The former Newark mayor, who made a name for himself over the years as a social-media savvy politician, campaigned on love and unity but failed to qualify for recent debates and languished at the bottom of polls. 

Booker was one of two African-American senators who ran for the Democratic nomination for president in 2020. California Sen. Kamala Harris ended her bid in December. With Booker’s departure, former Massachusetts Gov. Deval Patrick is the only black candidate left in the race.

Booker made his political experience in Newark, his adopted hometown, a central theme throughout his campaign. 

He announced his candidacy in there in February 2019 and featured it in his paid advertising. Despite mixed reviews of his tenure as the city’s mayor, Booker had quickly earned the backing of every Democrat from New Jersey in the House last year, including his previous opponents.
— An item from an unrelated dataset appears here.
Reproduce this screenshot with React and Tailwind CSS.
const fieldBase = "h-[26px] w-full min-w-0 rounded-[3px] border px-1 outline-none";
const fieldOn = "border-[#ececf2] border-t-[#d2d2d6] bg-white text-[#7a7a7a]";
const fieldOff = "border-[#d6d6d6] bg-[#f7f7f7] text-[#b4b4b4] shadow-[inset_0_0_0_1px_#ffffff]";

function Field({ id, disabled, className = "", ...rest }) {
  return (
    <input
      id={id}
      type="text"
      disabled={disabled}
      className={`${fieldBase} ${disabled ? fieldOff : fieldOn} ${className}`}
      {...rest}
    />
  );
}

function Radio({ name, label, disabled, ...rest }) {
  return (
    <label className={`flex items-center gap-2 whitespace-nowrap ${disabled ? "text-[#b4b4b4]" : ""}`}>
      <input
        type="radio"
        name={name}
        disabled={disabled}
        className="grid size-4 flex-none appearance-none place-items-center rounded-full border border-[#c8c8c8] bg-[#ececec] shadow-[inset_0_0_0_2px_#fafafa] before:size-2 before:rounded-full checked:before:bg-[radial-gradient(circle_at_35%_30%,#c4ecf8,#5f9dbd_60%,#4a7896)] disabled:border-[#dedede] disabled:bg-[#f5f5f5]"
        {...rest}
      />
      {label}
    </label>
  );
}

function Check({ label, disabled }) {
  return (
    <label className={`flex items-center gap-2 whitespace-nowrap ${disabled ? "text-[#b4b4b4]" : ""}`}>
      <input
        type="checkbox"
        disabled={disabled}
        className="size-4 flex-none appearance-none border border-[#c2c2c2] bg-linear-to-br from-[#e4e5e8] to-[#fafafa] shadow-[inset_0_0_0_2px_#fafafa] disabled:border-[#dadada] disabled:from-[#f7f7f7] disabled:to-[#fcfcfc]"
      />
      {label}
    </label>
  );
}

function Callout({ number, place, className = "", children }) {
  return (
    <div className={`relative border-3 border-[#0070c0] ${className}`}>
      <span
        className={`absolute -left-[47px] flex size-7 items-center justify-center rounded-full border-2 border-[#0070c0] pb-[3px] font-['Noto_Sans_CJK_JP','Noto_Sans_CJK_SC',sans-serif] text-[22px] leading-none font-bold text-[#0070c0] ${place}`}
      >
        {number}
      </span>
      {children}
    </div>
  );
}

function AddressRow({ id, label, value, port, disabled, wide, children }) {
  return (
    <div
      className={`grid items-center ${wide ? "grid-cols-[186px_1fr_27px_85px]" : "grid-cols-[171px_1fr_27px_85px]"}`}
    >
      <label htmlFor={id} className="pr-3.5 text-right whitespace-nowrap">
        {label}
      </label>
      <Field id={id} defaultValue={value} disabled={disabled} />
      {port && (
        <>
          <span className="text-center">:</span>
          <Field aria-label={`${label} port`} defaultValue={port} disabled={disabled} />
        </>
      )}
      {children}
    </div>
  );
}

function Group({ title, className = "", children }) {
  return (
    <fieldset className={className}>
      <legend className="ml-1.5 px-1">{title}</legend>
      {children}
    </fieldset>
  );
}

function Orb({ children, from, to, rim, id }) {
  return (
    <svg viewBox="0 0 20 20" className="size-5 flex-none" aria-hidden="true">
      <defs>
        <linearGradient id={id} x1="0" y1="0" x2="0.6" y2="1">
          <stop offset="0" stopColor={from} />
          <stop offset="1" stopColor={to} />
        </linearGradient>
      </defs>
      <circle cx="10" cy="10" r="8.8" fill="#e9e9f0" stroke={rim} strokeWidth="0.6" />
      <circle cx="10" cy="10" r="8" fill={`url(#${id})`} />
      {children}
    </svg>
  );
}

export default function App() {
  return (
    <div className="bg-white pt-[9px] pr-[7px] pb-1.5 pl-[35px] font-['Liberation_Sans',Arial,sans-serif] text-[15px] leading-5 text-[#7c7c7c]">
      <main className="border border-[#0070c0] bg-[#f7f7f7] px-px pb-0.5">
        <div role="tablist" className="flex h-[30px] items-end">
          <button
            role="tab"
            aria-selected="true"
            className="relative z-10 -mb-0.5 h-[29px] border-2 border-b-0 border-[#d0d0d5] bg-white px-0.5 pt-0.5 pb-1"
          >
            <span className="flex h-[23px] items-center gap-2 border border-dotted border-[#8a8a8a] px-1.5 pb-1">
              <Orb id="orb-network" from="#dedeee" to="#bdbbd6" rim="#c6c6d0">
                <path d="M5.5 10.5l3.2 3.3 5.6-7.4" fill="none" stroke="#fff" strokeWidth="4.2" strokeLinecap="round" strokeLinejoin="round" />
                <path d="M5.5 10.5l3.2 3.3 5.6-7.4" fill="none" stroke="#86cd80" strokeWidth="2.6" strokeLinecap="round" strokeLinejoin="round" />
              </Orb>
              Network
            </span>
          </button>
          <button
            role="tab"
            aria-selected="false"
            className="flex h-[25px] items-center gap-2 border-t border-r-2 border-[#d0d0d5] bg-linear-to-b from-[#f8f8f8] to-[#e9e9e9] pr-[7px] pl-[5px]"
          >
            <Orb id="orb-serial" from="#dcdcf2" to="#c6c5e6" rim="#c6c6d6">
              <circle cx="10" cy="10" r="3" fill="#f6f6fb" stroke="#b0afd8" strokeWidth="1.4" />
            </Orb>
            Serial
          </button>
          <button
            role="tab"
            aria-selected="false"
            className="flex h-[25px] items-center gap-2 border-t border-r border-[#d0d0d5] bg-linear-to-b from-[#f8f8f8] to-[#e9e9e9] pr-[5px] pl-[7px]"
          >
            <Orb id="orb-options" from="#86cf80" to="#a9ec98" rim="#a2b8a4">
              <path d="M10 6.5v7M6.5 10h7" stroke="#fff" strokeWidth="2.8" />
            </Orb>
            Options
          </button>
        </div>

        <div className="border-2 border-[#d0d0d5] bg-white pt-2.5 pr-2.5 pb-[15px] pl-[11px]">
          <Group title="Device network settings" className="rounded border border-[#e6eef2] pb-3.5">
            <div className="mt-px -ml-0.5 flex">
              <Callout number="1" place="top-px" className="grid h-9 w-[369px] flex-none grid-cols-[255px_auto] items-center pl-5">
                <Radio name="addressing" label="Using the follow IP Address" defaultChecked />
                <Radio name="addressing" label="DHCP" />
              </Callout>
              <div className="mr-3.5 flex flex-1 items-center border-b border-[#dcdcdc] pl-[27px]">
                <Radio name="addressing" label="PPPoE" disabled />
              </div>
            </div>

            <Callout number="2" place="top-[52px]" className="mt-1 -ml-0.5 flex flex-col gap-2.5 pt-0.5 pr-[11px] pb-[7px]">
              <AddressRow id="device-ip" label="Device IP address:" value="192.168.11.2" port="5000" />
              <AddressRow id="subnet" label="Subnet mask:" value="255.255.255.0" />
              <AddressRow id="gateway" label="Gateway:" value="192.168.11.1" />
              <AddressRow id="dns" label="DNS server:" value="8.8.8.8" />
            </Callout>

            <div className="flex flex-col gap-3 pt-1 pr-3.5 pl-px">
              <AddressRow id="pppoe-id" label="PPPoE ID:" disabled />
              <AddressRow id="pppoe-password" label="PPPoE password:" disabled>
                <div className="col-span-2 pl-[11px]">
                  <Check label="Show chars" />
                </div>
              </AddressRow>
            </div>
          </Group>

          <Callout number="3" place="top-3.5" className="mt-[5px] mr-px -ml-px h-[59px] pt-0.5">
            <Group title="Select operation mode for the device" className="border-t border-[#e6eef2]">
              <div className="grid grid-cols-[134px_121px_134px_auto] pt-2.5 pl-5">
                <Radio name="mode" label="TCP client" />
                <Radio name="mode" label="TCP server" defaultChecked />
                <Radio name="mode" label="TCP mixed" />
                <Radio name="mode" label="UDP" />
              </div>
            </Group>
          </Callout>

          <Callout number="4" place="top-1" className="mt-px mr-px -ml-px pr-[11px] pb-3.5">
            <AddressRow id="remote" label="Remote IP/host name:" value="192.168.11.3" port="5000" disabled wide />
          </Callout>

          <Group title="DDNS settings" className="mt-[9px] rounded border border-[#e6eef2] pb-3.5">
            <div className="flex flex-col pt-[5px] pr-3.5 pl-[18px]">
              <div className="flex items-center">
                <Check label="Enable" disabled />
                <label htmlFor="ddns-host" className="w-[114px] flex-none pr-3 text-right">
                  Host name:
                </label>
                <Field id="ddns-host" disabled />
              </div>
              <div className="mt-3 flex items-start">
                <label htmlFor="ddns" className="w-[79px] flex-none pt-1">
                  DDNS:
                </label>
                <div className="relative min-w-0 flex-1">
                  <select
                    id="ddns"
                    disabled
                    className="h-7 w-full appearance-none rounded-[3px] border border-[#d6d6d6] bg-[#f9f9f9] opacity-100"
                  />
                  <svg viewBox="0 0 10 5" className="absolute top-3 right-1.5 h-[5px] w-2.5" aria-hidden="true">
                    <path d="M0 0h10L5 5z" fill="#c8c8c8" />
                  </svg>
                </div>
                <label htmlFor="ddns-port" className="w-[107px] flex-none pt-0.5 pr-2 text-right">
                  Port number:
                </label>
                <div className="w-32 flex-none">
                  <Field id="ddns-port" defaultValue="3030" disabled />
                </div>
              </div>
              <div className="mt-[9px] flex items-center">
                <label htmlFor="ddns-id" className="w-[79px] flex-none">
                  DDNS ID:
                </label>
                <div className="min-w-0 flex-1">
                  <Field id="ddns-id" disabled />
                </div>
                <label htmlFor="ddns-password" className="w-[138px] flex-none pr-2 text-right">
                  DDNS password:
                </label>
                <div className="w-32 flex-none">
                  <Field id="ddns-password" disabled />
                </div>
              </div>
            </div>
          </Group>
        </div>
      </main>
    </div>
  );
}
On the debate stage, Booker frequently talked about being the only candidate who chose to live in a low-income inner-city community. His policy proposals — criminal justice reform, as well as a national gun licensing and a “baby bonds” program — reflected his experience in that community.
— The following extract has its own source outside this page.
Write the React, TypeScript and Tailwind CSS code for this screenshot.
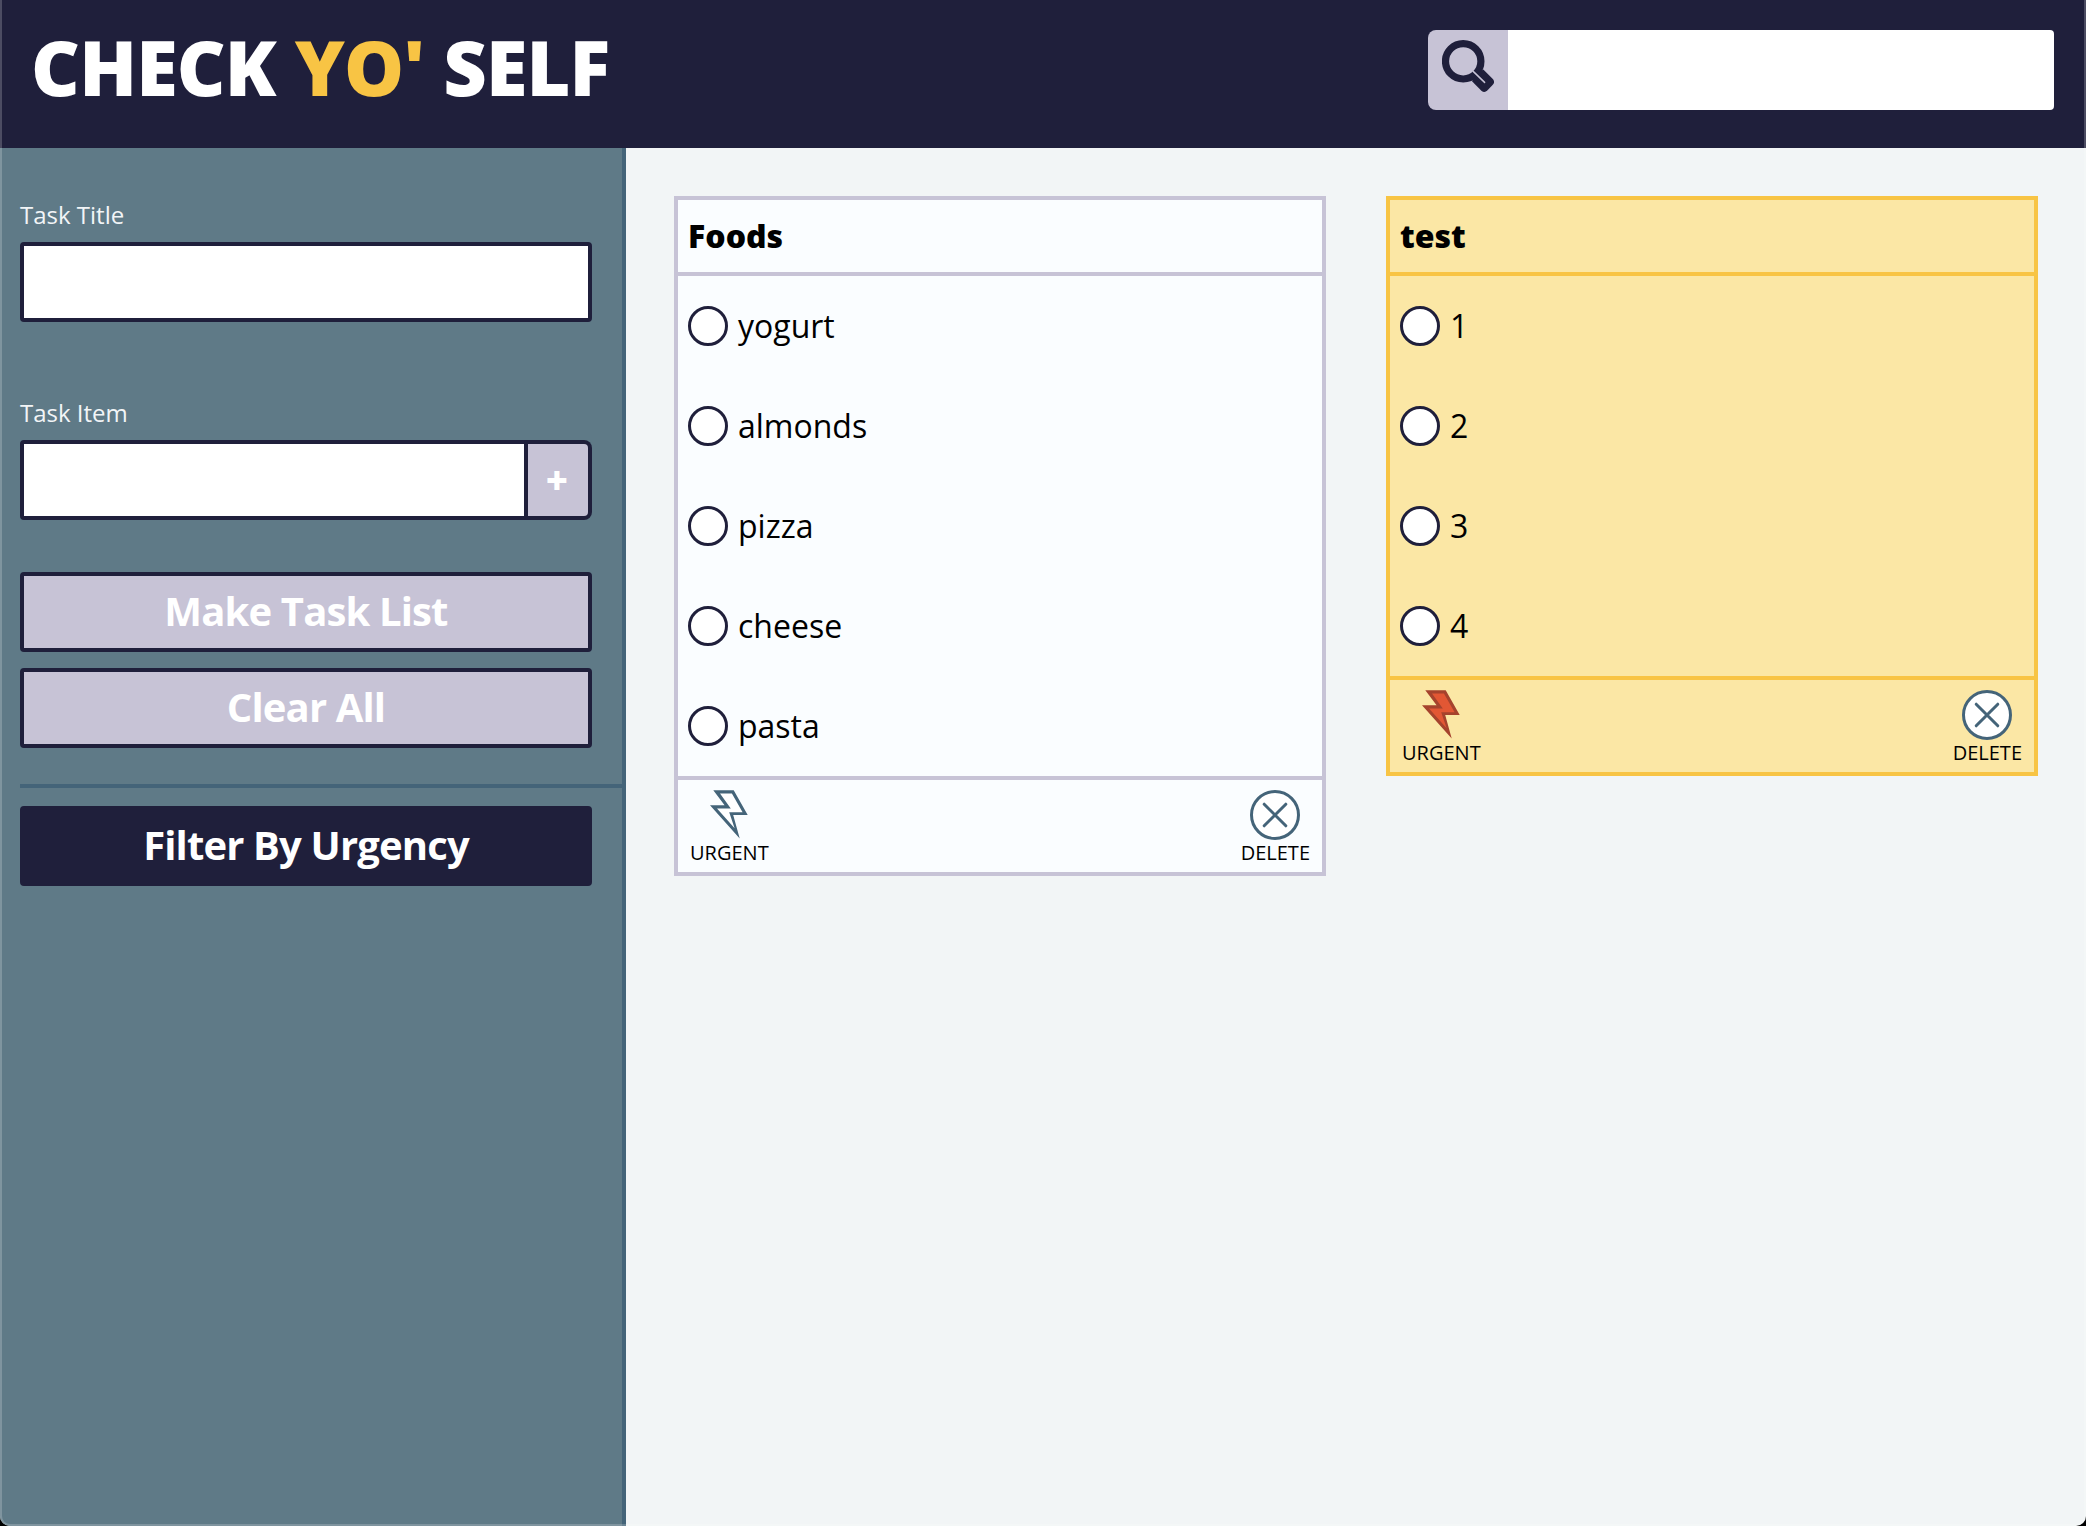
type Card = { title: string; items: string[]; urgent: boolean };

const cards: Card[] = [
  { title: "Foods", items: ["yogurt", "almonds", "pizza", "cheese", "pasta"], urgent: false },
  { title: "test", items: ["1", "2", "3", "4"], urgent: true },
];

function SearchIcon() {
  return (
    <svg width="52" height="52" viewBox="0 0 52 52">
      <circle cx="21.2" cy="21.3" r="17.7" fill="none" stroke="#1f1f3b" strokeWidth="7.2" />
      <path
        d="M41.3 29.6 L50.6 38.8 Q53.4 41.8 50.8 44.8 L45.3 50.6 Q42.4 53.2 39.4 50.7 L30 41.2 L34 34 Z"
        fill="#1f1f3b"
      />
      <path d="M31.2 31.4 L42.6 42.4" stroke="#c7c3d6" strokeWidth="1.5" strokeLinecap="round" />
    </svg>
  );
}

function Bolt({ urgent }: { urgent: boolean }) {
  return (
    <svg width="40" height="50" viewBox="0 0 40 50" className="ml-0.5 block">
      <path
        d="M3.3 .3 H23.7 L37.7 25 H23.2 L29.7 48.4 L0 15.3 H14.6 Z"
        fill={urgent ? "#a5432d" : "#446479"}
      />
      <path
        d="M10 3.6 H21.9 L32.6 22.2 H19.2 L24.6 38.2 L7 18.4 H20.8 Z"
        fill={urgent ? "#e25734" : "#fff"}
      />
    </svg>
  );
}

function DeleteIcon() {
  return (
    <svg width="50" height="50" viewBox="0 0 50 50" className="block">
      <circle cx="25" cy="25" r="23.5" fill="#fff" stroke="#446479" strokeWidth="3" />
      <path d="M14.2 14.2 L35.8 35.8 M35.8 14.2 L14.2 35.8" stroke="#446479" strokeWidth="3" strokeLinecap="round" />
    </svg>
  );
}

function TaskCard({ card }: { card: Card }) {
  const line = card.urgent ? "border-[#f8c444]" : "border-[#c7c3d6]";
  const fill = card.urgent ? "bg-[#fbe7a5]" : "bg-[#fafdff]";
  return (
    <article className={`w-[652px] border-4 ${line} ${fill}`}>
      <h2 className={`flex h-[76px] items-center border-b-4 px-2.5 text-[32px] font-extrabold ${line}`}>
        {card.title}
      </h2>
      <ul>
        {card.items.map((item) => (
          <li key={item} className="flex h-[100px] items-center gap-2.5 px-2.5 text-[32px]">
            <span className="size-10 rounded-full border-3 border-[#1f1f3b] bg-white" />
            {item}
          </li>
        ))}
      </ul>
      <footer className={`flex h-24 justify-between border-t-4 px-3 pt-2.5 text-xl leading-[25px] ${line}`}>
        <div className="flex flex-col items-center">
          <Bolt urgent={card.urgent} />
          URGENT
        </div>
        <div className="flex flex-col items-center">
          <DeleteIcon />
          DELETE
        </div>
      </footer>
    </article>
  );
}

export default function App() {
  const field = "block border-4 border-[#1f1f3b] bg-white outline-none";
  const button =
    "block h-20 w-[572px] rounded-[4px] border-4 border-[#1f1f3b] pb-[3px] text-[40px] leading-none font-bold tracking-[-0.85px] text-white";
  return (
    <div className="bg-black">
      <div className="relative flex h-[1526px] flex-col overflow-hidden rounded-b-[10px] bg-[#f2f5f6] font-['Open_Sans',sans-serif] text-black">
        <header className="flex h-[148px] shrink-0 justify-between bg-[#1f1f3b] pt-[30px] pr-8 pl-[31px]">
          <h1 className="text-[75.5px] leading-[73px] font-extrabold tracking-[-0.85px] text-white">
            CHECK <span className="text-[#f8c444]">YO'</span> SELF
          </h1>
          <div className="flex h-20">
            <button aria-label="Search" className="w-20 rounded-l-lg bg-[#c7c3d6] pt-2.5 pl-3.5">
              <span className="flex h-full items-start">
                <SearchIcon />
              </span>
            </button>
            <input aria-label="Search tasks" className="w-[546px] rounded-r-[4px] bg-white outline-none" />
          </div>
        </header>
        <div className="flex flex-1">
          <aside className="w-[626px] border-r-4 border-[#446479] bg-[#5f7a87] pt-[49px] pl-5">
            <label className="block text-2xl leading-9 text-[#f2f5f7]">Task Title</label>
            <input aria-label="Task Title" className={`${field} mt-[9px] h-20 w-[572px] rounded-[4px]`} />
            <label className="mt-[73px] block text-2xl leading-9 text-[#f2f5f7]">Task Item</label>
            <div className="mt-[9px] flex">
              <input aria-label="Task Item" className={`${field} h-20 w-[508px] rounded-l-[4px]`} />
              <button className="h-20 w-16 rounded-r-lg border-4 border-l-0 border-[#1f1f3b] bg-[#c7c3d6] pr-0.5 pb-[3px] text-[38px] leading-none font-extrabold text-white">
                +
              </button>
            </div>
            <button className={`${button} mt-[52px] bg-[#c7c3d6]`}>Make Task List</button>
            <button className={`${button} mt-4 bg-[#c7c3d6]`}>Clear All</button>
            <hr className="mt-9 mb-[18px] border-t-4 border-[#446479]" />
            <button className={`${button} bg-[#1f1f3b]`}>Filter By Urgency</button>
          </aside>
          <main className="flex flex-1 items-start gap-[60px] p-12">
            {cards.map((card) => (
              <TaskCard key={card.title} card={card} />
            ))}
          </main>
        </div>
        <div className="pointer-events-none absolute inset-0 rounded-b-[10px] border-2 border-t-0 border-white/20" />
      </div>
    </div>
  );
}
“I showed that you can actually fight and win, but not stoop to the levels and tactics and dirty tricks of the opposition,” Booker told CQ Roll Call in 2019 about his experience going up against the city’s political machine and how that prepared him to take on President Donald Trump.

Elected to the Senate in a 2013 special election, Booker is running for a second full term this year. In 2018, Democratic Gov. Phil Murphy signed a law that allowed Booker to appear on the primary and general election ballots for president and lower office. If the eventual Democratic nominee were to chose Booker as a running mate, Booker could still appear on both ballots. 

 

Newark civil rights advocate Lawrence Hamm has filed with the Federal Election Commission to challenge Booker in the Democratic Senate primary in June. The chair of the People’s Organization for Progress, Hamm is also the chairman of Vermont Sen. Bernie Sanders’ presidential campaign in New Jersey. 

Doug Steinhardt, the state Republican chairman, issued a statement saying Booker’s agenda of “socialized healthcare and out of control taxes” was fueling the state’s affordability crisis.

“If he expects to waltz back to New jersey into open arms, he is absolutely wrong,” Steinhardt said. 

Inside Elections with Nathan L. Gonzales rates the Senate race Solid Democratic.